* Data segment:

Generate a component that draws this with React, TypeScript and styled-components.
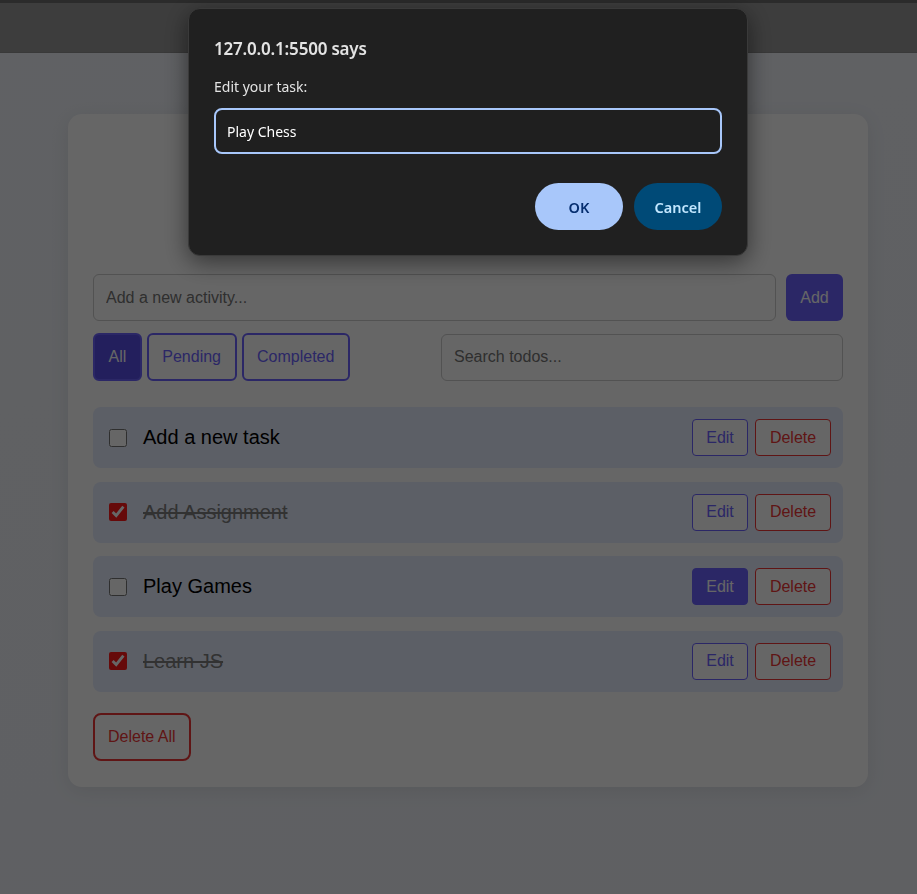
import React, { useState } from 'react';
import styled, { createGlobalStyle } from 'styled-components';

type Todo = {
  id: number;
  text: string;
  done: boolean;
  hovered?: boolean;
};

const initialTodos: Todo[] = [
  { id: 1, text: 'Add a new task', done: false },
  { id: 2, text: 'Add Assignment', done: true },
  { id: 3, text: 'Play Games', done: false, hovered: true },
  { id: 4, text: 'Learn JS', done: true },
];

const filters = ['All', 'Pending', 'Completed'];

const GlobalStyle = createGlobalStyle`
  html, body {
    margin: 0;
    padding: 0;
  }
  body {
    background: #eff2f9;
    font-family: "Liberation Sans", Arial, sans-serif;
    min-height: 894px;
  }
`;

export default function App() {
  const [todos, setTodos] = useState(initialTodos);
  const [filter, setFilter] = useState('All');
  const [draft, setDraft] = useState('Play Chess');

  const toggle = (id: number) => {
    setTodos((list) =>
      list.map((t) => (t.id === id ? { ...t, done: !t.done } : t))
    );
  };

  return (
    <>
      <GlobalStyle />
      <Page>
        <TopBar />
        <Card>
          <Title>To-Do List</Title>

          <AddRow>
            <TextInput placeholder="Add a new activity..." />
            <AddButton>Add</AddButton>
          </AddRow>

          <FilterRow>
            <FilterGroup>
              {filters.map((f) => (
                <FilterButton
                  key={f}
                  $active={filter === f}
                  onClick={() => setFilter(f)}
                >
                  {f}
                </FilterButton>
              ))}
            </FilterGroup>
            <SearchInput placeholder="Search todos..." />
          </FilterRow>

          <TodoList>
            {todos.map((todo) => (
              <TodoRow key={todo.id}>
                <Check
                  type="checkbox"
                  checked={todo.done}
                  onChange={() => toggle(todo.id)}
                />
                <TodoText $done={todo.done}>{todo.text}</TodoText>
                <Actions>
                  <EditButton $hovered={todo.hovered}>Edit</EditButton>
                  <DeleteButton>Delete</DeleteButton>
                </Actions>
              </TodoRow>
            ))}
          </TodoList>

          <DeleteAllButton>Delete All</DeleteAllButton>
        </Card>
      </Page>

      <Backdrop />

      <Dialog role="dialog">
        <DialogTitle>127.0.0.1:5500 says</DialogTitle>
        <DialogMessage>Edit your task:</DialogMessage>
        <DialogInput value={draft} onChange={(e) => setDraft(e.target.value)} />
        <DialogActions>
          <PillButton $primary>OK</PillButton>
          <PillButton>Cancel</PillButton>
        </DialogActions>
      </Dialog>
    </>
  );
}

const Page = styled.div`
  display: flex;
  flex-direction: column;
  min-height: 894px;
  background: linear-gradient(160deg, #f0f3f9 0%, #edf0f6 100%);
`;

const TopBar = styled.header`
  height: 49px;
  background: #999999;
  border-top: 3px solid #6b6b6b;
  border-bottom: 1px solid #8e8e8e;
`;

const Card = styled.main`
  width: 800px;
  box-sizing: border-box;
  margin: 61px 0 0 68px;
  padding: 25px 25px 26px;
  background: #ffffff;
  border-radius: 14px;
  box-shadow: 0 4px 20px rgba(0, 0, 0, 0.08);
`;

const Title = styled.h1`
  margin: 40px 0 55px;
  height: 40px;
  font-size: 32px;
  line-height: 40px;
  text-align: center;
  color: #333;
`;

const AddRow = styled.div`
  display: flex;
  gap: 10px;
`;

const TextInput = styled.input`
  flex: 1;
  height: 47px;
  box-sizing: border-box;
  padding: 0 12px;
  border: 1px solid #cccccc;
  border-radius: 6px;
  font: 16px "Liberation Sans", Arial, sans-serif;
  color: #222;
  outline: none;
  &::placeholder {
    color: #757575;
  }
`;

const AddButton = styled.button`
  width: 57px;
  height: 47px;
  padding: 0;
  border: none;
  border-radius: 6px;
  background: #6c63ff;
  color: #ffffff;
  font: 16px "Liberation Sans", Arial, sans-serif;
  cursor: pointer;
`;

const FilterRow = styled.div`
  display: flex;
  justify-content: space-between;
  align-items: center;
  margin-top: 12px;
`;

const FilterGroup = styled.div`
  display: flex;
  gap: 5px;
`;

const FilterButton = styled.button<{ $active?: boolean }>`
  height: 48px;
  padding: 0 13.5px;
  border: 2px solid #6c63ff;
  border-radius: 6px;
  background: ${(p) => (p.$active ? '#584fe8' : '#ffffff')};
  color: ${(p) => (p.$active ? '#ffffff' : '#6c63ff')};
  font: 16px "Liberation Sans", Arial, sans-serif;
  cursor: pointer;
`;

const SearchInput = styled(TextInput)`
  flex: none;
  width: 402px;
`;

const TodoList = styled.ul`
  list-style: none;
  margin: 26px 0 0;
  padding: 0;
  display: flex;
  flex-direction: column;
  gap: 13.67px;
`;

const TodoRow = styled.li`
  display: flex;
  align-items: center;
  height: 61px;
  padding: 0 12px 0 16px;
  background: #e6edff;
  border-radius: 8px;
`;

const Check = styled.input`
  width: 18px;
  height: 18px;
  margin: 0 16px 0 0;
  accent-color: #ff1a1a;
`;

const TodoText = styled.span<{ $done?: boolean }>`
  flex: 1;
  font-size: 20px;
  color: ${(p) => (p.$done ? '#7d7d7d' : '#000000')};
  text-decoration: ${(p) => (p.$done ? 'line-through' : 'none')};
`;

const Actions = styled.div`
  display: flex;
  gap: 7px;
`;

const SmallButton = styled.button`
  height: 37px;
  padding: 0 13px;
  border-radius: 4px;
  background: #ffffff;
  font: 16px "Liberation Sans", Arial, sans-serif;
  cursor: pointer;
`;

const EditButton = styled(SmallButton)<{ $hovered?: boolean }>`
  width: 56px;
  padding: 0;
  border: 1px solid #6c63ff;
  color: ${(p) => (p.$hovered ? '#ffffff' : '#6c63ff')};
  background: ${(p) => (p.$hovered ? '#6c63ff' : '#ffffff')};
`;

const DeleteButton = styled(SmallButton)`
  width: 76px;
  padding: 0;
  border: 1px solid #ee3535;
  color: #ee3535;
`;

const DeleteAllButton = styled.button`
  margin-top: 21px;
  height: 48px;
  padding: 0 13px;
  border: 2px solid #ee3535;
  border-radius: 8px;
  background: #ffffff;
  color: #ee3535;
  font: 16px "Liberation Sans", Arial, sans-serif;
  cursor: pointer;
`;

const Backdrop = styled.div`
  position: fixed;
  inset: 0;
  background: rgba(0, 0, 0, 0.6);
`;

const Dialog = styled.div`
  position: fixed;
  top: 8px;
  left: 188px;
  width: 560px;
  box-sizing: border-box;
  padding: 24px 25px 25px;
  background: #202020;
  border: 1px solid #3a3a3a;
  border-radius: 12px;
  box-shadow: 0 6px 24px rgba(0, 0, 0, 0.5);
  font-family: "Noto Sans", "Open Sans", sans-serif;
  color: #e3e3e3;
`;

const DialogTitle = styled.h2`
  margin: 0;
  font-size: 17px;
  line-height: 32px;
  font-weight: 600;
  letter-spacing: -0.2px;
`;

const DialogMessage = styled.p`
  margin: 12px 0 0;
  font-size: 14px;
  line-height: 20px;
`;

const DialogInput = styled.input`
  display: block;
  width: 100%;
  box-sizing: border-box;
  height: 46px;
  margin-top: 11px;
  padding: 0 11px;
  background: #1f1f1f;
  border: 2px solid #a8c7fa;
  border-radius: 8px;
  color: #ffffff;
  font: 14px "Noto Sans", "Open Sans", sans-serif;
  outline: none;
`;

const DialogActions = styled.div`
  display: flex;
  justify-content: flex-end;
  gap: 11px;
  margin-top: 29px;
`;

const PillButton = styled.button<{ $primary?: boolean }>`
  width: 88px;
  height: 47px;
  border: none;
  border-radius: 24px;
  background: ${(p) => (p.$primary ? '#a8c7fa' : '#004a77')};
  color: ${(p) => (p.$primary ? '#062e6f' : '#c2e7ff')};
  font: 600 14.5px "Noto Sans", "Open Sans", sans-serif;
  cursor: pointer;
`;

* What this task involves: Work out the number of lines above that include the string "components" and write only that number.

* Exercise answer: 2